Passing stories from generation to generation is an inherent human trait, I guess. Whether the tales are exaggerated a little or a lot, history is built upon their foundations.
The desire to weave yarns seems to grow as a person ages.
I remember sitting on my grandpa’s knee listening to him spin anecdotes of his childhood in the Ukraine, how a Cossack on horseback swept through his town brandishing a sword and left a gash on his father’s neck. Great-grandma stitched it up with a needle and thread.
But before I digress as I’m prone to do, allow me to relate a West Hartford tale of my very own, which of course revolves around my beloved game of baseball.
The story begins Monday afternoon, May 2, at the first high school game I ever covered at the nicely maintained Hall High School baseball field in the far corner of that sweeping complex.
Hall, in its injury-depleted state, was hosting Newington, the details of which are available elsewhere within these pages. The Warriors’ Stephen Ranieri had a career day, logging a strong start on the mound and blasting a home run. Even in the wake of the hard-to-swallow extra-inning loss, it was hard for him to be too forlorn as he and his teammates did some groundskeeping.
With participation in baseball dwindling at the high school level, I found it particularly important to let Stephen – his mom stresses intently that it is not to be spelled Steven – know that I appreciated his effort. As I began to recognize his love for the game, I decided to tell him about the first time I covered a baseball game at the Hall complex.
First, I went into my wallet and extracted a baseball card of myself when I was general manager of the Eastern League’s Glens Falls Tigers in 1988. The card, thinned and frayed at the edges by more than 20 years on my person, displayed a scrawled autograph across the bottom still very visible.
I asked Stephen if he could identify the autograph. That wasn’t fair. A 17-year-old baseball fan lives in the land of Derek Jeter and Big Papi, far different from the one I lived in when I was a teen awestruck by the game. I would have recognized the autograph in a heartbeat, with that bulbous “P” at the front of the first name and the equally bulbous “R” beginning the last name.
Well, the game that day wasn’t baseball in its truest form.

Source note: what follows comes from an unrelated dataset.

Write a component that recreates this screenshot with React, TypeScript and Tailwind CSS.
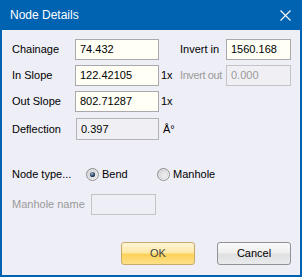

I was working for the Bristol Press at the time. My days working as an administrator in the Eastern League were over. My attempts to find myself professionally hit a few dead ends so I decided I wanted to go back to my roots. Sportswriting was something I wanted since I sat on grandpa’s knee.
Bristol sports editor Keith Freeman had given me a few freelance opportunities when he saw that Pete Rose was coming to West Hartford to participate in a benefit softball game organized by the late, great sports promoter Syd Conn. West Hartford is well outside Bristol’s jurisdiction but Keith knew how much I loved Rose and the Cincinnati Reds, so he gave me the chance of a lifetime. The date was August 25, 1991.
The game was played in a roughed-out diamond fanning out from the southwest corner of Chalmers Stadium. There he was, larger than life, aptly decked out in a red jersey. His playing days had ended in 1986 and his managerial reign three years later. He was a little thicker around the middle, but still looked like he could step up to the dish from the right or left side and rifle a base hit into a gap.
The indomitable Rose pride was evident in his actions and his words but it was his showmanship which provided the gathering with another perspective of Major League Baseball’s all-time hit leader.
At one point, his team – Conn’s Kings – being waylayed by Peter Pan CafĂ©, Rose blurted out, “Where’s (former Reds closer and Southington native Rob) Dibble when I need him?” When a youngster dropped a ball he had just autographed (at no charge), Rose quipped, “Hey kid, do you eat with those hands?” Vintage stuff.
Rose’s banishment from Hall of Fame induction by late Commissioner A. Bartlett Giamatti because of his gambling addiction was in the news. His words that day reflected what has since become public knowledge, but at that time he was denying he bet on baseball. His confession came years later in his book, “My Prison Without Bars.”
“I believe deep down that the Commissioner of baseball (Fay Vincent at the time) understands that I made some mistakes,” Rose told me. “He’s a fair man, an honest man. I’m totally convinced of that in my mind.
“There’s no personal vendetta that the Commissioner has lodged against me. I just did some things I shouldn’t have done. I shouldn’t have bet on those other sports. I did it. I admitted to it and that’s why I was suspended from baseball. I think the Commissioner of baseball will be a fair man, though.”
Stephen listened to my abridged version of the story intently. His open-mouthed reaction to what I told him was of great reward to me. I learned that when you can no longer stroke a baseball like Stephen can, you have to resort to the only means available to an old sports writer – the stories. Grandpa, I know how you feel.